Security considerations

None

Privacy considerations

None

Testing

Existing tests should be sufficient to catch any silly mistakes that might happen during migration. Code coverage of tests should be checked when migrating any code in a component.

Documentation

The zx_system_get_page_size VDSO call needs to be documented. The documentation should say that

  • This is the smallest page size and the base unit of all allocations.
  • The vdsocall can never fail.
  • Page size is guaranteed to be a power of 2.
  • Page size, once read, is a constant and cacheable by the user.

Existing documentation on VMOs and other memory related syscalls and objects is otherwise already abstract and always refers to the "system page size".

Platform documentation should have minimum and maximum page sizes documented and reflect the PAGE_MIN_SIZE and PAGE_MAX_SIZE constants. These values are

  • ARM aarch64: 4KiB minimum and 64KiB maximum.
  • x86-64: 4KiB minimum and 2MiB maximum.

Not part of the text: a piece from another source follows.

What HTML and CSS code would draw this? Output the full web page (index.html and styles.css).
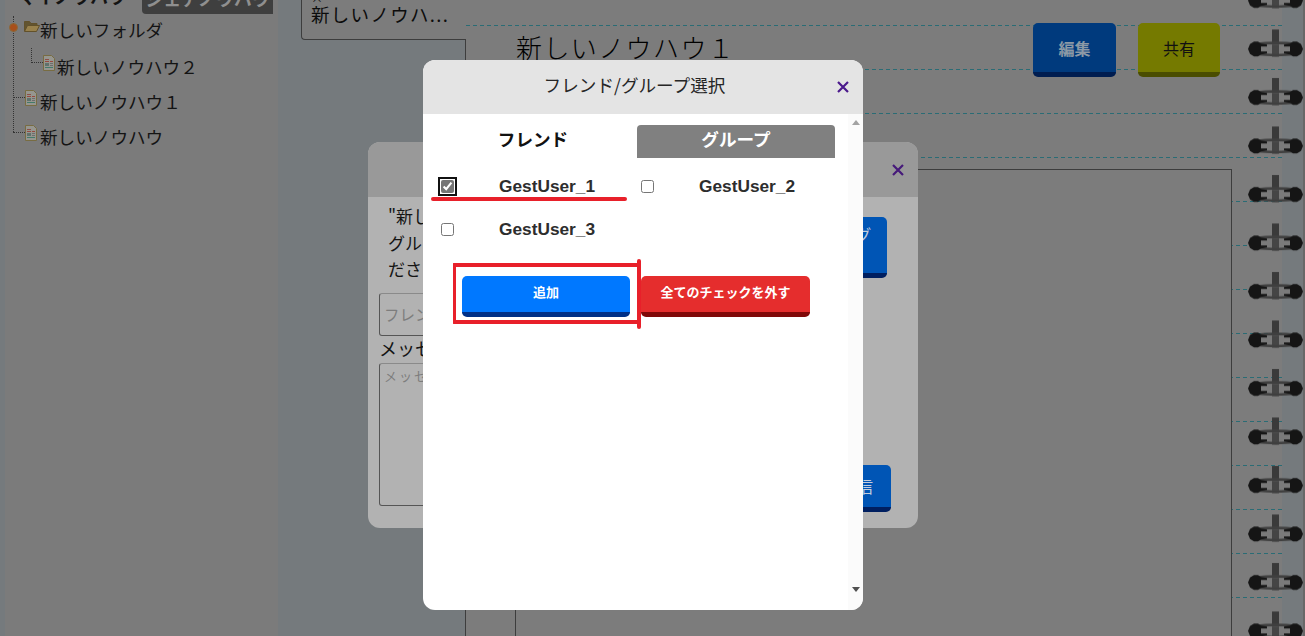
FILE: index.html
```html
<!DOCTYPE html>
<html lang="ja">
<head>
  <meta charset="UTF-8" />
  <title>ノウハウ共有</title>
  <link rel="stylesheet" href="styles.css">
</head>
<body>

  <svg class="defs" width="0" height="0">
    <symbol id="docIcon" viewBox="0 0 12 16">
      <path d="M.5.5h8l3 3v12H.5z" fill="#96968f" stroke="#786c42" />
      <path d="M2 4h4v1H2z" fill="#8c4f46" />
      <path d="M2 6h4v1H2zM7 6h3v1H7z" fill="#96483f" />
      <path d="M2 8h4v3H2z" fill="#5f726c" />
      <path d="M7 8h3v1H7zM7 10h3v1H7z" fill="#6d6d6d" />
      <path d="M2 12h8v1H2z" fill="#437a6a" />
    </symbol>
  </svg>

  <div class="app">
    <aside class="sidebar">
      <div class="side-tabs">
        <div class="side-title">マイノウハウ</div>
        <div class="side-tab">シェアノウハウ</div>
      </div>
      <div class="tree">
        <div class="row row-folder">
          <span class="toggle"></span>
          <svg class="folder" width="16" height="12" viewBox="0 0 16 12">
            <path d="M.5 11V1.5h5l1.5 2h6v2" fill="#625430" stroke="#62512a" />
            <path d="M.5 11.5l3-6h12l-3 6z" fill="#98814c" stroke="#62512a" />
          </svg>
          <span class="label">新しいフォルダ</span>
        </div>
        <div class="row row-child">
          <span class="branch branch-child"></span>
          <svg class="doc" width="12" height="16"><use href="#docIcon" /></svg>
          <span class="label label-child">新しいノウハウ２</span>
        </div>
        <div class="row">
          <span class="branch"></span>
          <svg class="doc" width="12" height="16"><use href="#docIcon" /></svg>
          <span class="label">新しいノウハウ１</span>
        </div>
        <div class="row">
          <span class="branch"></span>
          <svg class="doc" width="12" height="16"><use href="#docIcon" /></svg>
          <span class="label">新しいノウハウ</span>
        </div>
      </div>
    </aside>

    <div class="tab-col">
      <div class="open-tab">
        <span class="tab-close">×</span>
        <span class="tab-name">新しいノウハ...</span>
      </div>
      <div class="tab-rest"></div>
    </div>

    <main class="notebook">
      <div class="note-head">
        <h1 class="note-title">新しいノウハウ１</h1>
        <div class="note-actions">
          <button class="note-btn btn-edit">編集</button>
          <button class="note-btn btn-share">共有</button>
        </div>
      </div>
      <div class="note-body"></div>
    </main>
  </div>

  <svg class="rings" width="56" height="636">
    <defs>
      <pattern id="ringTile" width="56" height="48.5" y="23.5" patternUnits="userSpaceOnUse">
        <rect x="24" y="6" width="7" height="27" fill="#3a3a3a" />
        <path d="M10 21h36v9H10z" fill="#7a7a7a" />
        <rect x="24" y="21" width="7" height="12" fill="#454545" />
        <path d="M7 20.5c14-1.5 28-1.5 42 0M7 30.5c14 1.5 28 1.5 42 0" fill="none" stroke="#3f3f3f" stroke-width="2.6" />
        <path d="M0 25.5L2 20.5l4-2.5h4l3 2 6 1v2h-6v5h6v2l-6 1-3 2h-4l-4-2.5z" fill="#151515" />
        <path d="M55 25.5L53 20.5l-4-2.5h-4l-3 2-6 1v2h6v5h-6v2l6 1 3 2h4l4-2.5z" fill="#151515" />
      </pattern>
    </defs>
    <rect width="56" height="636" fill="url(#ringTile)" />
  </svg>

  <section class="modal share-modal">
    <div class="modal-head share-head">
      <span class="modal-title"></span>
      <svg class="close" width="12" height="12" viewBox="0 0 12 12"><path d="M1 1l10 10M11 1L1 11" /></svg>
    </div>
    <div class="share-body">
      <div class="share-form">
        <p class="share-text">"新しいノウハウ１"を共有する<br>グループまたはフレンドを選択して<br>ださい</p>
        <input class="share-input" type="text" placeholder="フレンド/グループ" />
        <label class="share-label">メッセージ</label>
        <textarea class="share-area" placeholder="メッセージを入力"></textarea>
      </div>
      <div class="share-side">
        <button class="side-btn side-pick">フレンド/グ<br>ループ</button>
        <button class="side-btn side-send">送信</button>
      </div>
    </div>
  </section>

  <section class="modal pick-modal">
    <div class="modal-head pick-head">
      <span class="modal-title">フレンド/グループ選択</span>
      <svg class="close" width="12" height="12" viewBox="0 0 12 12"><path d="M1 1l10 10M11 1L1 11" /></svg>
    </div>
    <div class="pick-body">
      <div class="pick-main">
        <div class="pick-tabs">
          <div class="pick-tab">フレンド</div>
          <div class="pick-tab pick-tab-off">グループ</div>
        </div>
        <div class="users">
          <label class="user"><input class="user-check is-focus" type="checkbox" checked /><span>GestUser_1</span></label>
          <label class="user"><input class="user-check" type="checkbox" /><span>GestUser_2</span></label>
          <label class="user"><input class="user-check" type="checkbox" /><span>GestUser_3</span></label>
        </div>
        <div class="pick-actions">
          <button class="pick-btn btn-add">追加</button>
          <button class="pick-btn btn-clear">全てのチェックを外す</button>
        </div>
      </div>
      <div class="scrollbar">
        <span class="arrow arrow-up"></span>
        <span class="arrow arrow-down"></span>
      </div>
    </div>

    <!-- red markup drawn on top of the dialog -->
    <span class="mark mark-under"></span>
    <span class="mark mark-box"></span>
    <span class="mark mark-right"></span>
  </section>

</body>
</html>
```

FILE: styles.css
```css
:root {
  --page: #757a7d;
  --paper: #7c7c7c;
  --line: #3d3d3d;
  --ink: #141414;
  --dash: #2a6c75;
  --red: #e8202a;
}

* {
  box-sizing: border-box;
}

body {
  margin: 0;
  height: 100vh;
  overflow: hidden;
  position: relative;
  background: var(--page);
  color: var(--ink);
  font-family: "Noto Sans CJK JP", "Liberation Sans", sans-serif;
}

.defs {
  display: block;
}

button {
  font-family: inherit;
  border-style: none;
  cursor: pointer;
}

/* page behind the dialogs, scrolled down by 20px */
.app {
  display: flex;
  height: 656px;
  margin-top: -20px;
  border-right: 2px solid #686868;
}

.sidebar {
  width: 273px;
  margin-left: 5px;
  background: #7b7b7b;
}

.side-tabs {
  display: flex;
  justify-content: space-between;
  height: 34px;
  padding-right: 5px;
}

.side-title {
  margin-left: 13px;
  font-size: 18px;
  font-weight: 700;
  line-height: 34px;
  margin-top: -1px;
}

.side-tab {
  width: 131px;
  background: #3f3f3f;
  border-bottom-left-radius: 4px;
  color: #8f8f8f;
  font-size: 18px;
  font-weight: 700;
  line-height: 36px;
  text-align: center;
  white-space: nowrap;
  overflow: hidden;
}

.tree {
  position: relative;
  margin: -2px 0 0 8px;
}

.tree::before {
  content: "";
  position: absolute;
  left: 0;
  top: 4px;
  height: 116px;
  border-left: 1px dotted #333;
}

.row {
  display: flex;
  height: 35px;
  font-size: 17.6px;
  line-height: 35px;
}

.row-folder {
  position: relative;
  height: 36.5px;
}

.row-child {
  margin-left: 18px;
}

.toggle {
  position: absolute;
  left: -4px;
  top: 11px;
  width: 9px;
  height: 9px;
  border-radius: 50%;
  background: #a84f1b;
  border: 1px solid #8a6a3a;
}

.folder {
  margin: 8px 0 0 11px;
}

.branch {
  width: 12px;
  height: 14px;
  border-bottom: 1px dotted #333;
}

.branch-child {
  height: 15px;
  margin-top: -1px;
  border-left: 1px dotted #333;
}

.doc {
  margin-top: 6px;
}

.label {
  margin-left: 3px;
}

.row-folder .label {
  margin-left: 0;
}

.label-child {
  margin-left: 2px;
}

.tab-col {
  display: flex;
  flex-direction: column;
  width: 188px;
}

.open-tab {
  display: flex;
  flex-direction: column;
  height: 60px;
  margin-left: 23px;
  padding-left: 9px;
  background: var(--paper);
  border: 1px solid var(--line);
  border-width: 0 0 1px 1px;
  border-bottom-left-radius: 4px;
}

.tab-close {
  height: 21px;
  font-size: 12px;
  line-height: 36px;
}

.tab-name {
  font-size: 18.5px;
  letter-spacing: 1.3px;
  line-height: 26px;
  white-space: nowrap;
  color: #0c0c0c;
}

.tab-rest {
  flex: 1;
  border-right: 1px solid var(--line);
}

.notebook {
  display: flex;
  flex-direction: column;
  width: 816px;
  padding: 43px 50px 0 49px;
  background-color: var(--paper);
  background-image:
    linear-gradient(var(--paper) 43px, transparent 43px),
    linear-gradient(90deg, var(--dash) 4px, var(--paper) 4px);
  background-size: 100% 44px, 7px 44px;
  background-position: 0 2px, 0 2px;
}

.note-head {
  display: flex;
  justify-content: space-between;
  height: 146px;
  padding: 0 12px 0 1px;
}

.note-title {
  margin: -1px 0 0;
  color: #000;
  font-size: 26px;
  font-weight: 300;
  letter-spacing: 1.4px;
  line-height: 50px;
}

.note-actions {
  display: flex;
  gap: 22px;
}

.note-btn {
  width: 83px;
  height: 54px;
  padding: 0;
  border-radius: 5px;
  border-bottom: 5px solid;
  font-size: 16px;
}

.btn-edit {
  background: #003a7d;
  border-color: #001d50;
  color: #8c99a6;
  font-weight: 700;
}

.btn-share {
  width: 82px;
  background: #757a00;
  border-color: #4a4d00;
  color: #111;
}

.note-body {
  flex: 1;
  background: var(--paper);
  border: 1px solid var(--line);
  border-bottom: none;
}

.rings {
  position: absolute;
  left: 1248px;
  top: 0;
}

/* dialogs */
.modal {
  position: absolute;
  display: flex;
  flex-direction: column;
  border-radius: 12px;
  overflow: hidden;
}

.modal-head {
  display: flex;
  align-items: center;
  flex: none;
  padding-right: 14px;
}

.modal-title {
  flex: 1;
  padding: 0 0 5px 9px;
  font-size: 17.6px;
  color: #262626;
  text-align: center;
}

.close path {
  fill: none;
  stroke: #4b1a8c;
  stroke-width: 2.2;
}

.share-modal {
  left: 368px;
  top: 142px;
  width: 550px;
  height: 386px;
  background: #b2b2b2;
}

.share-head {
  height: 55px;
  background: #999;
}

.share-head .close path {
  stroke: #46197a;
}

.share-body {
  flex: 1;
  display: flex;
  justify-content: space-between;
}

.share-form {
  display: flex;
  flex-direction: column;
  width: 400px;
  padding: 6px 0 0 11px;
}

.share-text {
  margin: 0 0 10px 9px;
  font-size: 17px;
  line-height: 26.5px;
  white-space: nowrap;
}

.share-input,
.share-area {
  width: 100%;
  padding: 0 4px;
  background: transparent;
  border: 1px solid #555;
  border-top-color: #8a8a8a;
  border-radius: 3px;
  font-family: inherit;
  outline: none;
}

.share-input {
  height: 43px;
  font-size: 15.5px;
}

.share-label {
  font-size: 18px;
  line-height: 24px;
}

.share-area {
  height: 143px;
  margin-top: 3px;
  padding-top: 2px;
  font-size: 13px;
  letter-spacing: 2px;
  resize: none;
}

.share-input::placeholder,
.share-area::placeholder {
  color: #7d7d7d;
}

.share-side {
  display: flex;
  flex-direction: column;
  align-items: flex-end;
  padding: 20px 27px 16px 0;
}

.side-btn {
  background: #0055b5;
  border-bottom: 5px solid #001f60;
  border-radius: 5px;
  color: #c4cedd;
  padding: 0;
}

.side-pick {
  width: 118px;
  height: 61px;
  margin-right: 4px;
  font-size: 16px;
  line-height: 22px;
  text-align: center;
}

.side-send {
  width: 100px;
  height: 47px;
  margin-top: auto;
  padding-right: 18px;
  font-size: 16px;
  text-align: right;
}

.pick-modal {
  left: 423px;
  top: 60px;
  width: 440px;
  height: 550px;
  background: #fff;
}

.pick-head {
  height: 54px;
  background: #e4e4e4;
}

.pick-body {
  flex: 1;
  display: flex;
}

.pick-main {
  flex: 1;
  padding: 11px 0 0 11px;
}

.pick-tabs {
  display: flex;
  gap: 5px;
}

.pick-tab {
  width: 198px;
  height: 33px;
  font-size: 17.6px;
  font-weight: 700;
  line-height: 28px;
  text-align: center;
  color: #111;
}

.pick-tab-off {
  background: #808080;
  border-radius: 4px 4px 0 0;
  color: #fff;
}

.users {
  display: grid;
  grid-template-columns: 200px 200px;
  grid-auto-rows: 43px;
  margin-top: 7px;
}

.user {
  display: flex;
  align-items: center;
  gap: 45px;
  padding-left: 7px;
  color: #2d2d2d;
  font-family: "Liberation Sans", sans-serif;
  font-size: 17.3px;
  font-weight: 700;
}

.user span {
  margin-top: -1px;
}

.user-check {
  width: 13px;
  height: 13px;
  margin: 0;
  flex: none;
  accent-color: #757575;
}

.is-focus {
  outline: 2px solid #111;
  outline-offset: 1px;
  border-radius: 2px;
}

.pick-actions {
  display: flex;
  gap: 11px;
  margin: 25px 0 0 28px;
}

.pick-btn {
  height: 41px;
  padding: 0 0 5px;
  border-bottom: 5px solid;
  border-radius: 5px;
  color: #fff;
  font-size: 13px;
  font-weight: 700;
}

.btn-add {
  width: 168px;
  background: #0078ff;
  border-color: #003087;
}

.btn-clear {
  width: 169px;
  background: #e52d2d;
  border-color: #800808;
}

.scrollbar {
  display: flex;
  flex-direction: column;
  justify-content: space-between;
  align-items: center;
  width: 15px;
  padding: 6px 0 18px;
  background: #fbfbfb;
}

.arrow {
  border-left: 4px solid transparent;
  border-right: 4px solid transparent;
}

.arrow-up {
  border-bottom: 5px solid #a3a3a3;
}

.arrow-down {
  border-top: 5px solid #505050;
}

.mark {
  position: absolute;
  background: var(--red);
  border-radius: 2px;
}

.mark-under {
  left: 8px;
  top: 137px;
  width: 196px;
  height: 4px;
}

.mark-box {
  left: 30px;
  top: 203px;
  width: 186px;
  height: 61px;
  background: transparent;
  border: 3px solid var(--red);
  border-width: 4px 0 4px 3px;
  border-radius: 1px;
}

.mark-right {
  left: 214px;
  top: 199px;
  width: 4px;
  height: 70px;
}
```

Drawbacks, alternatives, and unknowns

The system page size largely has relevance for users to correctly perform VMO operations, or implement protocols with other Fuchsia services. As such it is unclear when non-fuchsia native code would need to know, or have a dependency on, the page size, but if this situation arises it may require source modifications in order to port.

Performing the migration from a compile time constant although not conceptually complicated, will result in non-trivial code churn and there is ample opportunity to introduce bugs in the process.

Removing references to the compile time constants does not however imply that code is actually able to tolerate different page sizes. There is plenty of opportunity for algorithms to have baked in assumptions on the current 4KiB page size, or to have simply defined their own page size constant. These would also be issues if the compile time constant was changed and so should be considered unrelated bugs.

The primary alternative is to continue using a compile time constant, but either fix it for a given product, or fix some combinations of it for a given product. Fixing for a given product may work for some tightly controlled products, but is less suitable for long running products that desire binary compatibility over a long time frame across different hardware iterations. Requiring multiple versions of a binary to be built with different page sizes provides the desired flexibility, but at great cost to developer time and storage. In general, sticking to a compile time constant has many downsides, with the only perceivable upside being avoiding a one of migration.

Instead of a boot time constant, page sizes could be truly variable and potentially change over time, or be different for different components. Although this provides ultimate flexibility, given that objects, such as VMOs, that have semantics linked to the page size can be shared arbitrarily between components, attempting to have different page sizes would create an unreasonable burden on the user to both query and avoid race conditions of the page size changing. For times when a page size different the system page size would be beneficial to a particular sub system some separate mechanism to explicitly opt in VMOs, or otherwise optimize page size, should be developed.

It is also useful for applications to have know the size of the page in bits, to perform shift arithmetic. For this a zx_system_get_page_shift could be added as well as, or instead of, zx_system_get_page_size. Given that using the shift is a micro-optimization it is probably only beneficial if the result of the vdsocall is cached by the application. Given this, it becomes equivalent for the user to convert the page size into a shift and cache that. Therefore there is no actual benefit in providing both variants as a vdsocall.

Prior art and references

Unix derivatives report page size via sysconf(_SC_PAGE_SIZE).

A PAGE_SIZE compile time constant is provided as a constant inside kernel code and by some distributions as part of <sys/user.h>, but it is not standard or portable.

Windows reports page size through the GetSystemInfo() syscall.

MacOS reports page size via sysctl() call or the vm_page_size variable.